To be done:
Each line containing the word "this" must be collected.

+ + +

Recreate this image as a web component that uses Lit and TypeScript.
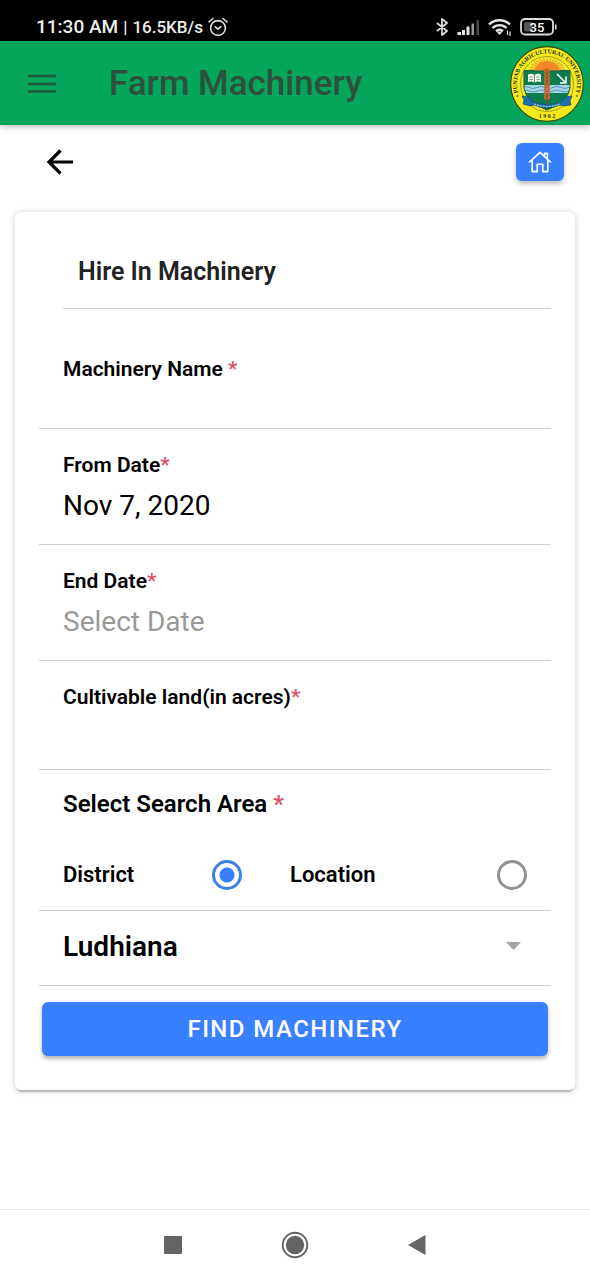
import { LitElement, html, css, svg } from "lit";
import { customElement, property, state } from "lit/decorators.js";

@customElement("status-bar")
class StatusBar extends LitElement {
  static styles = css`
    :host { display: block; background: #000; color: #eee; }
    .bar { display: flex; justify-content: space-between; align-items: center; height: 41px; box-sizing: border-box; padding: 12px 33px 0 36px; }
    .side { display: flex; align-items: center; gap: 5px; font-size: 19px; font-weight: 500; line-height: 24px; }
    .rate { font-size: 17px; }
    .icons { gap: 8px; }
    svg { display: block; }
    .battery { font: 500 13px Roboto, sans-serif; }
  `;
  render() {
    return html`<div class="bar">
      <div class="side">
        <span>11:30 AM</span><span class="rate">|</span><span class="rate">16.5KB/s</span>
        <svg width="20" height="20" viewBox="0 0 20 20" fill="none" stroke="#ddd" stroke-width="1.6" stroke-linecap="round">
          <circle cx="10" cy="11" r="7.4" /><path d="M1 4.8 5 1.5M19 4.8 15 1.5M7.3 9.8l2.7 2.4 2.9-2.6" />
        </svg>
      </div>
      <div class="side icons">
        <svg width="12" height="18" viewBox="0 0 12 18" fill="none" stroke="#ddd" stroke-width="1.8" stroke-linejoin="round">
          <path d="M1 5l10 8-5 4V1l5 4-10 8" />
        </svg>
        <svg width="24" height="18" viewBox="0 0 24 18">
          <g fill="#e6e6e6"><path d="M1.500 14H5v3H1.500z" /><path d="M6 12h3v5H6z" /><path d="M10.500 8.500h3V17h-3z" /></g>
          <path fill="#999" d="M15.500 5.500H18V17h-2.500z" /><path fill="#4c4c4c" d="M20.500 2H23v15h-2.500z" />
        </svg>
        <svg width="24" height="18" viewBox="0 0 24 18" fill="none" stroke="#e6e6e6" stroke-width="2.400">
          <path d="M1 6.500a15 15 0 0 1 21 0M4.500 10a10 10 0 0 1 14 0M8 13.200a5.500 5.500 0 0 1 7 0" />
          <path fill="#e6e6e6" stroke="none" d="M8.500 13.500h6L11.500 17z" />
          <path stroke-width="1.200" d="M19.500 12.500v4.500M22 13.500V18" />
        </svg>
        <svg class="battery" width="37" height="18" viewBox="0 0 37 18">
          <rect x="1" y="1" width="32" height="15.500" rx="4" fill="none" stroke="#ddd" stroke-width="1.800" />
          <rect x="4" y="4" width="9" height="9.500" rx="2" fill="#555" />
          <path d="M35 6.500h1.500v5H35z" fill="#ddd" />
          <text x="17" y="13.500" text-anchor="middle" fill="#fff">35</text>
        </svg>
      </div>
    </div>`;
  }
}

@customElement("university-seal")
class UniversitySeal extends LitElement {
  static styles = css`
    :host { display: block; }
    svg { display: block; width: 74px; height: 76px; }
    .ring { font: 700 6px "Liberation Serif", serif; fill: #26331a; }
    .year { font: 700 6px "Liberation Serif", serif; fill: #26331a; }
  `;
  render() {
    const rays = Array.from({ length: 15 }, (_, i) => {
      const a = Math.PI + (Math.PI * (i + 0.5)) / 15;
      return svg`<line x1=${37 + 8 * Math.cos(a)} y1=${25 + 8 * Math.sin(a)} x2=${37 + 18 * Math.cos(a)} y2=${25 + 13 * Math.sin(a)} />`;
    });
    const grains = Array.from({ length: 8 }, (_, i) => svg`
      <ellipse cx="35.300" cy=${25 + i * 3.8} rx="1.300" ry="2.300" transform="rotate(-28 35.300 ${25 + i * 3.8})" />
      <ellipse cx="38.700" cy=${25 + i * 3.8} rx="1.300" ry="2.300" transform="rotate(28 38.700 ${25 + i * 3.8})" />`);
    return html`<svg viewBox="0 0 74 76" role="img" aria-label="Punjab Agricultural University">
      <defs>
        <path id="arc" d="M18 61.500A30 30.500 0 1 1 56 61.500" />
        <clipPath id="field"><path d="M14 24H60V42Q58 56 37 64Q16 56 14 42Z" /></clipPath>
      </defs>
      <ellipse cx="37" cy="38" rx="36.300" ry="37.300" fill="#f6e81c" stroke="#3a4a14" stroke-width="1.200" />
      <ellipse cx="37" cy="38" rx="26.500" ry="27.500" fill="#f5e62a" stroke="#8d9420" stroke-width=".8" />
      <g stroke="#eda52d" stroke-width="1.100">${rays}</g>
      <g clip-path="url(#field)">
        <path d="M10 24h54v42H10z" fill="#0b7d50" />
        <path d="M10 39h54v8H10z" fill="#a7d5e5" />
        <path d="M11 41.500q4-2 8 0t8 0 8 0 8 0 8 0 8 0 8 0M11 45q4-2 8 0t8 0 8 0 8 0 8 0 8 0 8 0" stroke="#4e9ac4" fill="none" />
      </g>
      <path d="M24 25q3-10 13-10t13 10z" fill="#f08a28" />
      <path d="M14 25H60V42Q58 56 37 64Q16 56 14 42Z" fill="none" stroke="#17603b" />
      <path d="M18 28.500q4-1.500 6.500.5 3-2 6.500-.5v7.500q-4-1-6.500.5-3-1.500-6.500-.5z" fill="#eef5e6" />
      <path d="M24.500 29v7M19.500 31H23M19.500 33.500H23M26.500 31h3M26.500 33.500h3" stroke="#63806b" stroke-width=".8" />
      <path d="M47 28l8.500 8.500M56 30.500V37h-6" fill="none" stroke="#fff" stroke-width="1.500" />
      <g fill="#d0662b">${grains}</g><path d="M37 22v36" stroke="#a34a1b" stroke-width=".8" />
      <path d="M12 50l7 1 4 5q14 5 28 0l4-5 7-1-2 5 1 4-7 1-4-1q-13 6-26 0l-4 1-7-2 1-4z" fill="#1c6fa8" stroke="#154c77" stroke-width=".7" />
      <path d="M24 58q13 5 26 0" fill="none" stroke="#a9cfe2" stroke-width="1.300" stroke-dasharray="2 1" />
      <text class="ring" text-anchor="middle"><textPath href="#arc" startOffset="50%">• PUNJAB AGRICULTURAL UNIVERSITY •</textPath></text>
      <text class="year" x="37" y="72" text-anchor="middle">1 9 6 2</text>
    </svg>`;
  }
}

@customElement("app-header")
class AppHeader extends LitElement {
  @property() heading = "";
  static styles = css`
    :host { display: block; position: relative; z-index: 1; }
    header { display: flex; align-items: center; height: 84px; box-sizing: border-box; padding: 2px 6px 0 28px; background: #04a65b; box-shadow: 0 2px 6px rgba(0, 0, 0, 0.25); }
    button { border: 0; padding: 0; background: none; }
    svg { display: block; }
    h1 { flex: 1; margin: 0 0 0 53px; font-size: 35px; line-height: 42px; font-weight: 500; color: #2f4f3f; }
  `;
  render() {
    return html`<header>
      <button aria-label="Menu"><svg width="28" height="20" viewBox="0 0 28 20" stroke="#1d5638" stroke-width="2.600"><path d="M0 2h28M0 10h28M0 17.500h28" /></svg></button>
      <h1>${this.heading}</h1>
      <university-seal></university-seal>
    </header>`;
  }
}

@customElement("hire-form")
class HireForm extends LitElement {
  @state() area = "district";
  static styles = css`
    :host { display: block; }
    form { margin: 0 15px; padding: 24px 24px 34px; border-radius: 6px; background: #fff; box-shadow: 0 4px 2px -2px rgba(0, 0, 0, 0.22), 0 1px 6px rgba(0, 0, 0, 0.2); }
    h2 { margin: 0 0 0 24px; padding: 20px 15px; border-bottom: 1px solid #d0d0d0; font-size: 25px; line-height: 32px; font-weight: 600; color: #222; }
    .row { border-bottom: 1px solid #d0d0d0; padding: 0 24px; box-sizing: border-box; }
    .field { display: flex; flex-direction: column; padding-top: 22px; height: 116px; }
    .first { padding-top: 46px; height: 120px; }
    .short { height: 109px; }
    label { font-size: 21px; line-height: 28px; font-weight: 600; color: #000; }
    .req { color: #e0516a; }
    input, select { font-family: inherit; color: #000; }
    .text { border: 0; outline: 0; padding: 0; width: 100%; height: 52px; background: none; font-size: 28px; line-height: 36px; font-weight: 400; }
    .text::placeholder { color: #999; opacity: 1; }
    fieldset { margin: 0; border: 0; border-bottom: 1px solid #d0d0d0; padding: 0 24px; min-width: 0; }
    legend { padding: 18px 0 0; font-size: 24px; line-height: 32px; font-weight: 600; color: #000; }
    .choices { display: grid; grid-template-columns: 179px 1fr; gap: 48px; padding: 40px 0 20px; }
    .choice { display: flex; justify-content: space-between; align-items: center; font-size: 22px; line-height: 30px; }
    .choice input { appearance: none; margin: 0; width: 30px; height: 30px; border: 3px solid #929292; border-radius: 50%; }
    .choice input:checked { border-color: #3b7ee6; background: radial-gradient(circle, #3880ff 7px, transparent 8px); }
    .pick { display: grid; align-items: center; height: 75px; padding: 0 30px 4px 24px; }
    .pick > * { grid-area: 1 / 1; }
    select { appearance: none; border: 0; padding: 0; width: 100%; height: 60px; background: none; font-size: 28px; font-weight: 600; }
    .pick svg { justify-self: end; pointer-events: none; }
    .submit { display: block; width: calc(100% - 6px); height: 54px; margin: 16px 3px 0; border: 0; border-radius: 6px; background: #3880ff; color: #fff; font-family: inherit; font-size: 24px; font-weight: 500; letter-spacing: 0.06em; text-transform: uppercase; box-shadow: 0 3px 4px rgba(0, 0, 0, 0.3); }
  `;
  render() {
    const req = html`<span class="req">*</span>`;
    return html`<form @submit=${(e: Event) => e.preventDefault()}>
      <h2>Hire In Machinery</h2>
      <div class="row field first"><label for="name">Machinery Name ${req}</label><input class="text" id="name" /></div>
      <div class="row field"><label for="from">From Date${req}</label><input class="text" id="from" value="Nov 7, 2020" /></div>
      <div class="row field"><label for="end">End Date${req}</label><input class="text" id="end" placeholder="Select Date" /></div>
      <div class="row field short"><label for="land">Cultivable land(in acres)${req}</label><input class="text" id="land" inputmode="decimal" /></div>
      <fieldset>
        <legend>Select Search Area ${req}</legend>
        <div class="choices">
          ${["District", "Location"].map((name) => html`<label class="choice">${name}<input type="radio" name="area"
            .checked=${this.area === name.toLowerCase()} @change=${() => (this.area = name.toLowerCase())} /></label>`)}
        </div>
      </fieldset>
      <div class="row pick">
        <select aria-label="District name"><option>Ludhiana</option></select>
        <svg width="15" height="8" viewBox="0 0 15 8"><path d="M0 0h15L7.500 8z" fill="#a3a3a3" /></svg>
      </div>
      <button class="submit">Find Machinery</button>
    </form>`;
  }
}

@customElement("app-root")
class AppRoot extends LitElement {
  static styles = css`
    :host { display: flex; flex-direction: column; min-height: 100vh; background: #fff; font-family: Roboto, sans-serif; }
    main { flex: 1; }
    .tools { display: flex; justify-content: space-between; align-items: center; padding: 18px 26px 31px 46px; }
    button { border: 0; padding: 0; background: none; }
    svg { display: block; }
    .home { display: grid; place-items: center; width: 48px; height: 38px; border-radius: 6px; background: #3880ff; box-shadow: 0 3px 4px rgba(0, 0, 0, 0.25); }
    nav { display: flex; justify-content: center; align-items: center; gap: 94px; height: 71px; box-sizing: border-box; border-top: 1px solid #eaeaea; }
    nav button { display: grid; place-items: center; width: 28px; height: 28px; }
  `;
  render() {
    return html`
      <status-bar></status-bar>
      <app-header heading="Farm Machinery"></app-header>
      <main>
        <div class="tools">
          <button aria-label="Back"><svg width="28" height="26" viewBox="0 0 28 26" fill="none" stroke="#000" stroke-width="3.200"><path d="M27 13H3M14.500 1.500 3 13l11.500 11.500" /></svg></button>
          <button class="home" aria-label="Home"><svg width="24" height="22" viewBox="0 0 26 24" fill="none" stroke="#fff" stroke-width="1.800" stroke-linejoin="round" stroke-linecap="round"><path d="M1.500 12 13 1.500 24.500 12M4.500 10v12.500h5.500v-8h6v8h5.500V10M18 5.500V2.500h3v6" /></svg></button>
        </div>
        <hire-form></hire-form>
      </main>
      <nav aria-label="System">
        <button aria-label="Recent apps"><svg width="18" height="18"><rect width="18" height="18" rx="1" fill="#646464" /></svg></button>
        <button aria-label="Home screen"><svg width="28" height="28" viewBox="0 0 28 28"><circle cx="14" cy="14" r="12.300" fill="none" stroke="#646464" stroke-width="1.900" /><circle cx="14" cy="14" r="9.200" fill="#646464" /></svg></button>
        <button aria-label="Go back"><svg width="18" height="20" viewBox="0 0 18 20"><path d="M17.500 0v20L0 10z" fill="#646464" /></svg></button>
      </nav>`;
  }
}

+ + +

Output below:
Recreate this image as a web component that uses Lit and TypeScript.
      <h1>${this.heading}</h1>
            .checked=${this.area === name.toLowerCase()} @change=${() => (this.area = name.toLowerCase())} /></label>`)}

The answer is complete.